Nora Lewis’ 12 points was the team high for the Techsters, while Teresa Weatherspoon, who played on the United States’ gold-medal winning team at the Goodwill Games last summer and more recently shredded Texas for 19 points and 11 assists, scored just 11.

Sophomore Bridgette Gordon did a fine defensive job against Lewis and also scored 13 points for Tennessee, as did freshman Tonya Edwards and sophomore Sheila Frost off the bench. Edwards, who stuck with Weatherspoon on defense, become the second straight first-year player to be named the outstanding player of the Final Four, following Texas’ Clarissa Davis.
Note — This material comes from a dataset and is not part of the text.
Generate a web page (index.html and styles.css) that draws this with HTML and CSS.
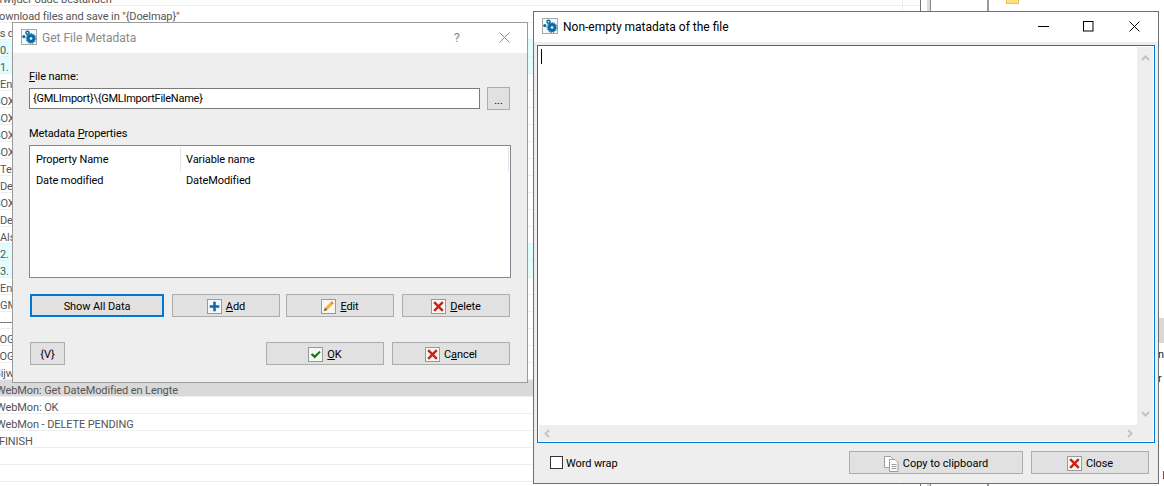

Women’s Championship Notes

There were 5,792 no-shows, no doubt Texas fans who lost interest when the hometown Longhorns lost in the semifinals to Louisiana Tech. Still, two attendance marks were set Sunday: Largest crowd for the semifinals and final combined (25,126, nearly 9,000 better than the old mark at Norfolk, Va., in 1983), and largest crowd for a championship game, 292 more than when Louisiana Tech beat Cheyney State at Norfolk in 1982. . . . The Louisiana Tech band made an effort to lure some of the uncommited fans into the Techsters’ corner with a rendition of “The Eyes of Texas” moments before the game. The crowd, many dressed in burnt orange, cheered loudly and tossed the “Hook ‘em Horns” sign into the air. The Texas band tried the same thing last season at Lexington, Ky., before the Longhorns’ game with USC, but with little success. . . . The rest of the All-Final Four team, along with Bridgette Gordon: Cindy Brown of Cal State Long Beach, Tonya Edwards of Tennessee, Teresa Weatherspoon of Louisiana Tech and Clarissa Davis of Texas. . . . Katrina McClain of Georgia, a senior forward who averaged 24.9 points a game, was named Champion Player of the Year for Division I. Brown, Sue Wicks of Rutgers and Davis of Texas were the other finalists. Debra Larsen, a forward from Cal Poly Pomona, was named the top player in Division II. . . . Tennessee Coach Pat Head Summitt, who played on the United States team that won the silver medal in the 1976 Olympics and coached the 1984 winners: “Winning a medal is a great moment for a lot of reasons, certainly because you’re playing for your country. But this is just as special.”